## WHAT NEEDS TO BE DONE
Reproduce the listing below exactly, beginning with its first line and ending with the line that holds "export default App;"; pictures are not part of the copy.

## DATA RECORDS
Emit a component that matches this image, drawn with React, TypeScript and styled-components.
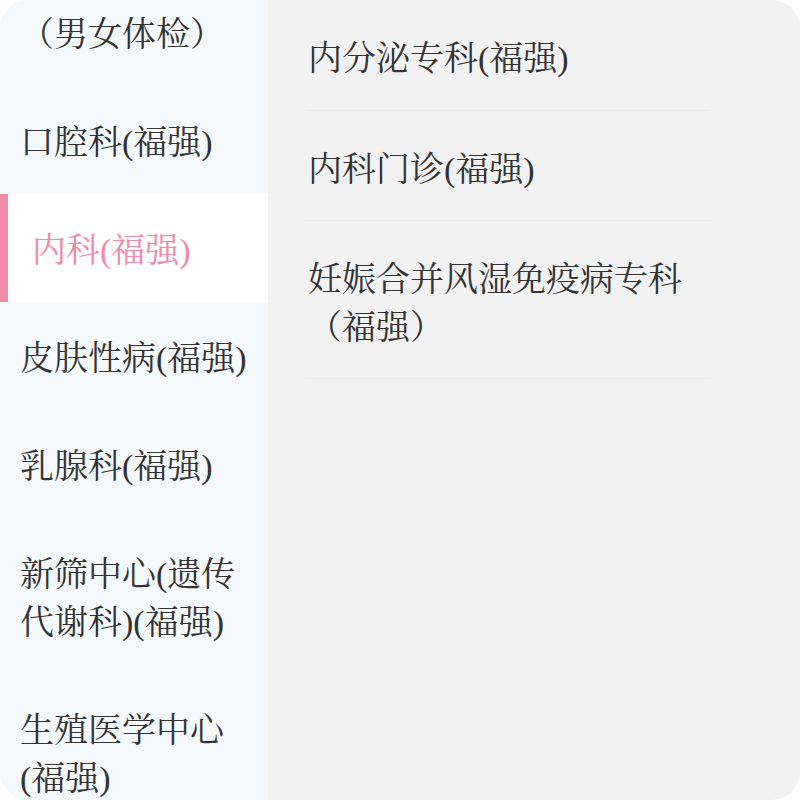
import React, { useLayoutEffect, useRef } from "react";
import styled, { createGlobalStyle } from "styled-components";

const GlobalStyle = createGlobalStyle`
  html, body {
    margin: 0;
    padding: 0;
    background: #ffffff;
  }
  * {
    box-sizing: border-box;
  }
`;

const departments = [
  "（男女体检）",
  "口腔科(福强)",
  "内科(福强)",
  "皮肤性病(福强)",
  "乳腺科(福强)",
  "新筛中心(遗传代谢科)(福强)",
  "生殖医学中心(福强)",
  "儿科(福强)",
];

const clinics = [
  "内分泌专科(福强)",
  "内科门诊(福强)",
  "妊娠合并风湿免疫病专科（福强）",
];

const App = () => {
  const sideRef = useRef<HTMLDivElement>(null);

  // list is scrolled a bit, first item is only partly visible
  useLayoutEffect(() => {
    if (sideRef.current) sideRef.current.scrollTop = 22;
  }, []);

  return (
    <>
      <GlobalStyle />
      <Container>
        <Sidebar ref={sideRef}>
          {departments.map((name, index) => (
            <DeptItem key={"dept-" + index} $active={index === 2}>
              {name}
            </DeptItem>
          ))}
        </Sidebar>
        <Content>
          {clinics.map((name) => (
            <ClinicItem key={"clinic-" + name}>{name}</ClinicItem>
          ))}
        </Content>
      </Container>
    </>
  );
};

export default App;

const Container = styled.div`
  width: 800px;
  height: 800px;
  display: flex;
  border-radius: 28px;
  overflow: hidden;
  background-color: #f2f2f2;
  font-family: "Liberation Serif", "Noto Serif CJK SC", "Source Han Serif SC",
    "AR PL UMing CN", serif;
  font-size: 34px;
  color: #333333;
`;

const Sidebar = styled.div`
  width: 268px;
  flex-shrink: 0;
  height: 100%;
  overflow-y: auto;
  background-color: #f5f9fc;
  scrollbar-width: none;

  &::-webkit-scrollbar {
    display: none;
  }
`;

const DeptItem = styled.div<{ $active?: boolean }>`
  padding: 33px 20px 27px ${({ $active }) => ($active ? "24px" : "20px")};
  line-height: 48px;
  border-left: ${({ $active }) => ($active ? "8px solid #f08aa8" : "none")};
  background-color: ${({ $active }) => ($active ? "#ffffff" : "transparent")};
  color: ${({ $active }) => ($active ? "#f08aa8" : "#333333")};
`;

const Content = styled.div`
  flex: 1;
  padding: 0 90px 0 38px;
`;

const ClinicItem = styled.div`
  padding: 35px 2px 27px;
  line-height: 1.4;
  border-bottom: 1px solid #ebebeb;
`;
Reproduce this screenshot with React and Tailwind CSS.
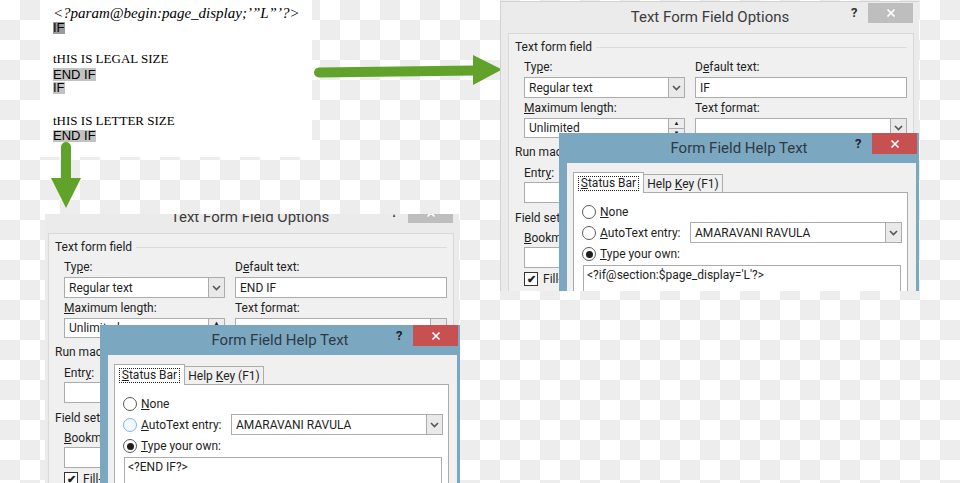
import React from 'react';

const UI = "font-['Roboto','Liberation_Sans',sans-serif] text-[12px] text-[#1e1e1e]";

function Chevron() {
  return (
    <svg width="9" height="6" viewBox="0 0 9 6">
      <path d="M1 1 L4.5 4.5 L8 1" stroke="#555" strokeWidth="1.6" fill="none" />
    </svg>
  );
}

function XMark() {
  return (
    <svg width="10" height="10" viewBox="0 0 10 10">
      <path d="M1.5 1.5 L8.5 8.5 M8.5 1.5 L1.5 8.5" stroke="#fff" strokeWidth="1.7" />
    </svg>
  );
}

function Select({ value, className = '' }) {
  return (
    <div className={`flex bg-white border border-[#acacac] ${className}`}>
      <div className="flex-1 flex items-center pl-[4px] overflow-hidden whitespace-nowrap">{value}</div>
      <div className="w-[16px] border-l border-[#acacac] bg-[#e9e9e9] flex items-center justify-center">
        <Chevron />
      </div>
    </div>
  );
}

function TextBox({ value, className = '' }) {
  return (
    <div className={`flex items-center bg-white border border-[#acacac] pl-[4px] whitespace-nowrap ${className}`}>
      {value}
    </div>
  );
}

function Spinner({ value, className = '' }) {
  return (
    <div className={`flex bg-white border border-[#acacac] ${className}`}>
      <div className="flex-1 flex items-center pl-[4px]">{value}</div>
      <div className="w-[16px] border-l border-[#acacac] flex flex-col">
        <div className="flex-1 bg-[#ececec] border-b border-[#acacac] flex items-center justify-center text-[6px] leading-none">▲</div>
        <div className="flex-1 bg-[#ececec] flex items-center justify-center text-[6px] leading-none">▼</div>
      </div>
    </div>
  );
}

function Lbl({ children, className = '' }) {
  return <div className={`h-[16px] leading-[16px] whitespace-nowrap ${className}`}>{children}</div>;
}

function Section({ title, className = '' }) {
  return (
    <div className={`flex items-center h-[16px] pl-[6px] pr-[6px] ${className}`}>
      <span className="whitespace-nowrap">{title}</span>
      <div className="flex-1 h-px bg-[#dcdcdc] ml-[4px]" />
    </div>
  );
}

function Radio({ checked, hover }) {
  return (
    <span
      className={`w-[14px] h-[14px] rounded-full border flex items-center justify-center ${
        hover ? 'border-[#7db7e8] bg-[#f1f8fe]' : 'border-[#5a5a5a] bg-white'
      }`}
    >
      {checked && <span className="w-[7px] h-[7px] rounded-full bg-[#1e1e1e]" />}
    </span>
  );
}

function FormOptions({ defaultText }) {
  return (
    <div className={`w-[419px] h-[320px] bg-[#ebebeb] border-l border-t border-[#d2d2d2] ${UI}`}>
      <div className="h-[31px] flex items-start">
        <div className="w-[69px]" />
        <div className="flex-1 text-center text-[15px] leading-[31px] text-[#3b3b3b]">Text Form Field Options</div>
        <div className="w-[69px] flex items-start pt-[1px]">
          <span className="w-[18px] pl-[1px] text-[13px] leading-[20px] font-bold text-[#333]">?</span>
          <div className="w-[45px] h-[20px] bg-[#bebebe] flex items-center justify-center">
            <XMark />
          </div>
        </div>
      </div>

      <div className="ml-[7px] w-[406px] h-[286px] border border-[#d9d9d9] bg-[#f0f0f0]">
        <Section title="Text form field" className="mt-[5px]" />
        <div className="mt-[4px] ml-[15px] grid grid-cols-[161px_212px] gap-x-[10px]">
          <Lbl>Ty<u>p</u>e:</Lbl>
          <Lbl>D<u>e</u>fault text:</Lbl>
          <Select value="Regular text" className="mt-[2px] h-[21px]" />
          <TextBox value={defaultText} className="mt-[2px] h-[21px]" />
          <Lbl className="mt-[2px]"><u>M</u>aximum length:</Lbl>
          <Lbl className="mt-[2px]">Text <u>f</u>ormat:</Lbl>
          <Spinner value="Unlimited" className="mt-[2px] h-[20px]" />
          <Select value="" className="mt-[2px] h-[20px]" />
        </div>

        <Section title="Run macro on" className="mt-[6px]" />
        <div className="mt-[5px] ml-[15px] w-[161px]">
          <Lbl>Entr<u>y</u>:</Lbl>
          <Select value="" className="mt-[1px] h-[21px]" />
        </div>

        <Section title="Field settings" className="mt-[7px]" />
        <div className="mt-[4px] ml-[15px] w-[161px]">
          <Lbl><u>B</u>ookmark:</Lbl>
          <TextBox value="" className="mt-[1px] h-[21px]" />
        </div>
        <div className="mt-[4px] ml-[15px] flex items-center gap-[5px] h-[14px]">
          <span className="w-[14px] h-[14px] border border-[#333] bg-white flex items-center justify-center text-[11px] leading-none font-bold">✔</span>
          <span>Fill-in enabled</span>
        </div>
      </div>
    </div>
  );
}

function HelpText({ text, hover }) {
  return (
    <div className={`w-[360px] h-[200px] bg-[#7ba7c1] ${UI}`}>
      <div className="h-[30px] flex items-start">
        <div className="w-[70px]" />
        <div className="flex-1 text-center text-[15px] leading-[31px] text-[#2f3a42]">Form Field Help Text</div>
        <div className="w-[70px] flex items-start">
          <span className="w-[23px] pl-[6px] text-[13px] leading-[22px] font-bold text-[#222]">?</span>
          <div className="w-[45px] h-[21px] bg-[#c75050] flex items-center justify-center">
            <XMark />
          </div>
        </div>
      </div>

      <div className="ml-[8px] w-[349px] h-[170px] bg-[#f0f0f0] pt-[9px] pl-[6px]">
        <div className="flex items-end h-[20px]">
          <div className="relative z-10 -mb-px h-[21px] w-[71px] bg-white border border-b-0 border-[#acacac] flex items-center justify-center">
            <span className="border border-dotted border-[#222] px-[2px] leading-[13px]">
              <u>S</u>tatus Bar
            </span>
          </div>
          <div className="h-[18px] w-[79px] bg-[#f0f0f0] border border-b-0 border-l-0 border-[#acacac] flex items-center justify-center whitespace-pre">
            <span>Help <u>K</u>ey (F1)</span>
          </div>
        </div>
        <div className="w-[335px] h-[140px] bg-white border border-[#acacac] pl-[8px] pr-[5px]">
          <div className="mt-[8px] h-[21px] flex items-center gap-[4px]">
            <Radio />
            <span><u>N</u>one</span>
          </div>
          <div className="h-[21px] flex items-center gap-[4px]">
            <Radio hover={hover} />
            <span><u>A</u>utoText entry:</span>
            <Select value="AMARAVANI RAVULA" className="ml-auto w-[212px] h-[21px] border-[#a6a6a6]" />
          </div>
          <div className="h-[22px] flex items-center gap-[4px]">
            <Radio checked />
            <span><u>T</u>ype your own:</span>
          </div>
          <div className="ml-[1px] w-[318px] h-[60px] border border-[#acacac] bg-white px-[3px] pt-[1px] leading-[16px] whitespace-nowrap">
            {text}
          </div>
        </div>
      </div>
    </div>
  );
}

export default function App() {
  return (
    <div className="relative w-[960px] h-[483px] overflow-hidden bg-white bg-[image:repeating-conic-gradient(#ededed_0_25%,#ffffff_0_50%)] bg-[length:40px_40px]">
      {/* document snippet */}
      <div className="absolute left-[40px] top-0 w-[272px] h-[157px] bg-white pl-[13px] text-black">
        <div className="mt-[5px] h-[16px] leading-[16px] italic font-['Liberation_Serif',serif] text-[15px] whitespace-nowrap">
          &lt;?param@begin:page_display;’”L”’?&gt;
        </div>
        <div className="mt-[1px] h-[12px] font-['Liberation_Sans',sans-serif] text-[13px] leading-[12px]">
          <span className="inline-block bg-[#9a9a9a] h-[12px]">IF</span>
        </div>
        <div className="mt-[17px] h-[16px] leading-[16px] font-['Liberation_Serif',serif] text-[13px]">tHIS IS LEGAL SIZE</div>
        <div className="mt-[1px] h-[13px] font-['Liberation_Sans',sans-serif] text-[13px] leading-[13px]">
          <span className="inline-block bg-[#c2c2c2] h-[13px]">END IF</span>
        </div>
        <div className="mt-[1px] h-[12px] font-['Liberation_Sans',sans-serif] text-[13px] leading-[12px]">
          <span className="inline-block bg-[#c2c2c2] h-[12px]">IF</span>
        </div>
        <div className="mt-[19px] h-[16px] leading-[16px] font-['Liberation_Serif',serif] text-[13px]">tHIS IS LETTER SIZE</div>
        <div className="mt-[1px] h-[12px] font-['Liberation_Sans',sans-serif] text-[13px] leading-[12px]">
          <span className="inline-block bg-[#c2c2c2] h-[12px]">END IF</span>
        </div>
      </div>

      {/* arrows */}
      <svg className="absolute left-[310px] top-[50px]" width="200" height="40" viewBox="0 0 200 40">
        <line x1="9" y1="22.5" x2="165" y2="20.5" stroke="#61a22b" strokeWidth="10" strokeLinecap="round" />
        <polygon points="163,5 192,19.5 163,35" fill="#61a22b" />
      </svg>
      <svg className="absolute left-[45px] top-[135px]" width="45" height="80" viewBox="0 0 45 80">
        <line x1="21" y1="12" x2="21" y2="46" stroke="#61a22b" strokeWidth="10" strokeLinecap="round" />
        <polygon points="6,43 36,43 21,73" fill="#61a22b" />
      </svg>

      {/* right group */}
      <div className="absolute left-[500px] top-[1px] w-[419px] h-[290px] overflow-hidden">
        <FormOptions defaultText="IF" />
      </div>
      <div className="absolute left-[559px] top-[133px] w-[360px] h-[158px] overflow-hidden">
        <HelpText text="<?if@section:$page_display='L'?>" />
      </div>

      {/* bottom group */}
      <div className="absolute left-[45px] top-[214px] w-[415px] h-[269px] overflow-hidden">
        <div className="-ml-[5px] -mt-[13px]">
          <FormOptions defaultText="END IF" />
        </div>
      </div>
      <div className="absolute left-[100px] top-[325px] w-[360px] h-[158px] overflow-hidden">
        <HelpText text="<?END IF?>" hover />
      </div>
    </div>
  );
}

## TASK ANSWER
Emit a component that matches this image, drawn with React, TypeScript and styled-components.
import React, { useLayoutEffect, useRef } from "react";
import styled, { createGlobalStyle } from "styled-components";

const GlobalStyle = createGlobalStyle`
  html, body {
    margin: 0;
    padding: 0;
    background: #ffffff;
  }
  * {
    box-sizing: border-box;
  }
`;

const departments = [
  "（男女体检）",
  "口腔科(福强)",
  "内科(福强)",
  "皮肤性病(福强)",
  "乳腺科(福强)",
  "新筛中心(遗传代谢科)(福强)",
  "生殖医学中心(福强)",
  "儿科(福强)",
];

const clinics = [
  "内分泌专科(福强)",
  "内科门诊(福强)",
  "妊娠合并风湿免疫病专科（福强）",
];

const App = () => {
  const sideRef = useRef<HTMLDivElement>(null);

  // list is scrolled a bit, first item is only partly visible
  useLayoutEffect(() => {
    if (sideRef.current) sideRef.current.scrollTop = 22;
  }, []);

  return (
    <>
      <GlobalStyle />
      <Container>
        <Sidebar ref={sideRef}>
          {departments.map((name, index) => (
            <DeptItem key={"dept-" + index} $active={index === 2}>
              {name}
            </DeptItem>
          ))}
        </Sidebar>
        <Content>
          {clinics.map((name) => (
            <ClinicItem key={"clinic-" + name}>{name}</ClinicItem>
          ))}
        </Content>
      </Container>
    </>
  );
};

export default App;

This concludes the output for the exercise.